Researchers at the Massachusetts Institute of Technology are attaching tracking devices to pieces of garbage in Seattle and charting their journey through the global disposal and recycling system. I’ll admit to being a bit jealous. Earlier this year, I too followed my trash, starting in my apartment in San Francisco (which recycles more than any other major city), and continuing through the city dump and beyond. I’d wanted to employ tracking devices but after consulting with everyone from a friend at Wired to device manufacturers in Taiwan, couldn’t find anything sufficiently small and affordable. Indeed, the Times reports that MIT’s plan to use battery-powered tags based on cell phone technology will cost more than $300,000:
Through the project, overseen by M.I.T.’s Senseable City Laboratory, 3,000 common pieces of garbage, mostly from Seattle, are to be tracked through the waste disposal system over the next three months. The researchers will display the routes in real time online and in exhibitions opening at the Architectural League of New York on Thursday and the Seattle Public Library on Saturday.

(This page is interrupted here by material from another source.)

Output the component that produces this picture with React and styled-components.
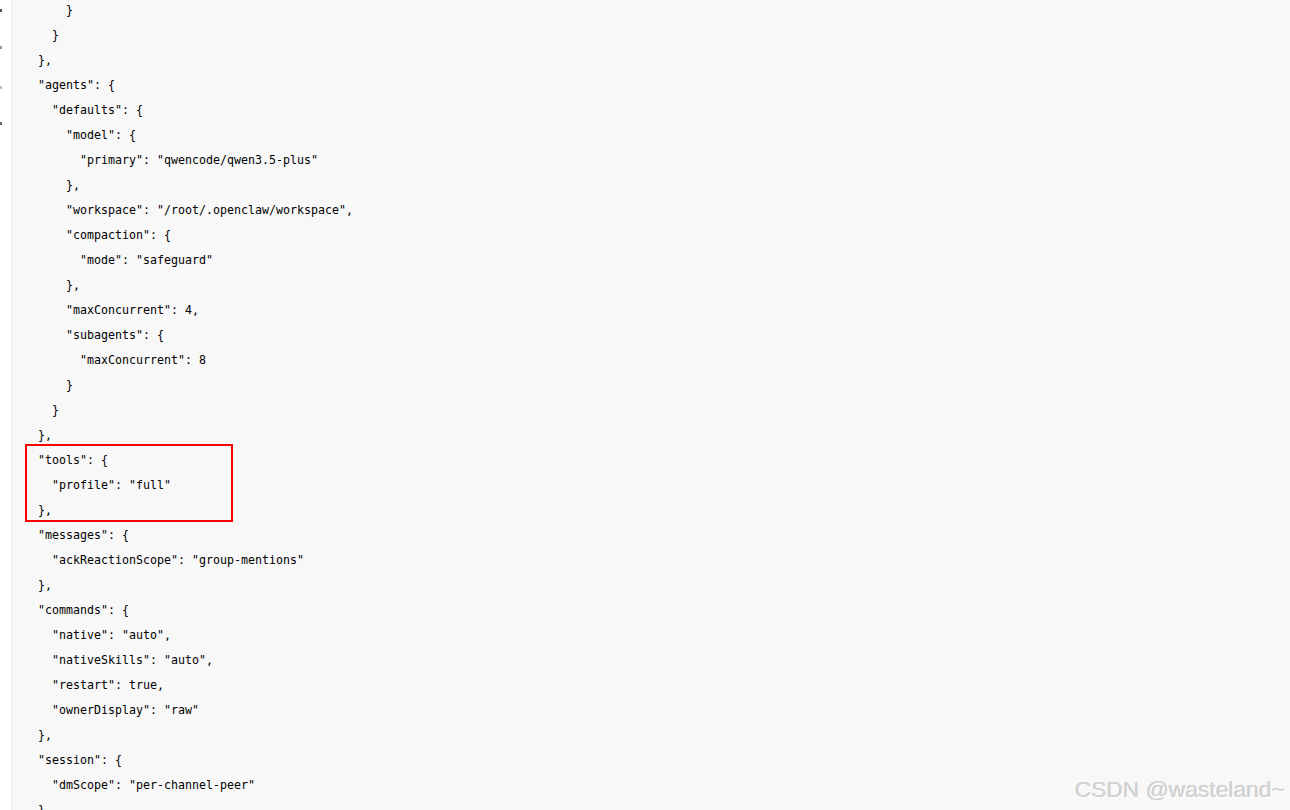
import React from 'react';
import styled, { createGlobalStyle } from 'styled-components';

const GlobalStyle = createGlobalStyle`
  html, body {
    margin: 0;
    padding: 0;
    background: #fff;
    overflow: hidden;
  }
`;

const Page = styled.div`
  display: flex;
  width: 1290px;
  height: 810px;
  position: relative;
  overflow: hidden;
`;

const Gutter = styled.div`
  width: 11px;
  flex-shrink: 0;
  background: #fff;
  border-right: 1px solid #eeeeee;
  display: flex;
  flex-direction: column;
  padding-top: 9px;
`;

const Mark = styled.span`
  display: block;
  width: 2px;
  height: 3px;
  margin-top: ${(p) => p.$top}px;
  background: ${(p) => p.$color};
`;

const CodeArea = styled.div`
  flex: 1;
  background: #f8f8f8;
  position: relative;
  padding-left: 12px;
`;

const Pre = styled.pre`
  margin: -2.5px 0 0;
  font-family: 'DejaVu Sans Mono', 'Liberation Mono', monospace;
  font-size: 11.63px;
  line-height: 25px;
  color: #000;
  white-space: pre;
`;

const Highlight = styled.div`
  position: absolute;
  left: 13px;
  top: 444px;
  width: 204px;
  height: 74px;
  border: 2px solid #f00;
  pointer-events: none;
`;

const Watermark = styled.div`
  position: absolute;
  right: 5px;
  bottom: 7px;
  font-family: 'Liberation Sans', Arial, sans-serif;
  font-size: 22.8px;
  color: #d2d2d2;
  text-shadow: 1px 1px 0 #fff, -0.5px -0.5px 0 #c4c4c4;
`;

const code = `      }
    }
  },
  "agents": {
    "defaults": {
      "model": {
        "primary": "qwencode/qwen3.5-plus"
      },
      "workspace": "/root/.openclaw/workspace",
      "compaction": {
        "mode": "safeguard"
      },
      "maxConcurrent": 4,
      "subagents": {
        "maxConcurrent": 8
      }
    }
  },
  "tools": {
    "profile": "full"
  },
  "messages": {
    "ackReactionScope": "group-mentions"
  },
  "commands": {
    "native": "auto",
    "nativeSkills": "auto",
    "restart": true,
    "ownerDisplay": "raw"
  },
  "session": {
    "dmScope": "per-channel-peer"
  }`;

export default function App() {
  return (
    <>
      <GlobalStyle />
      <Page>
        <Gutter>
          <Mark $top={0} $color="#555" />
          <Mark $top={34} $color="#999" />
          <Mark $top={37} $color="#bbb" />
          <Mark $top={33} $color="#666" />
        </Gutter>
        <CodeArea>
          <Pre>{code}</Pre>
          <Highlight />
        </CodeArea>
        <Watermark>CSDN @wasteland~</Watermark>
      </Page>
    </>
  );
}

Interestingly, the $300,000 is coming from Waste Management, the nation’s largest landfill company. When I followed my own trash to Waste Management’s Altamont Landfill, the project had seemed novel the company’s spokesperson. Most of my story focused on the recycling efforts of Waste Management’s competitor, Recology, which handles garbage pickup and recycling in San Francisco (but dumps at Altamont). Could the MIT project be a way for Waste Management to co-opt the idea for its own PR purposes? Probably so. But it’s also just plain cool, and I’m glad they’re doing it.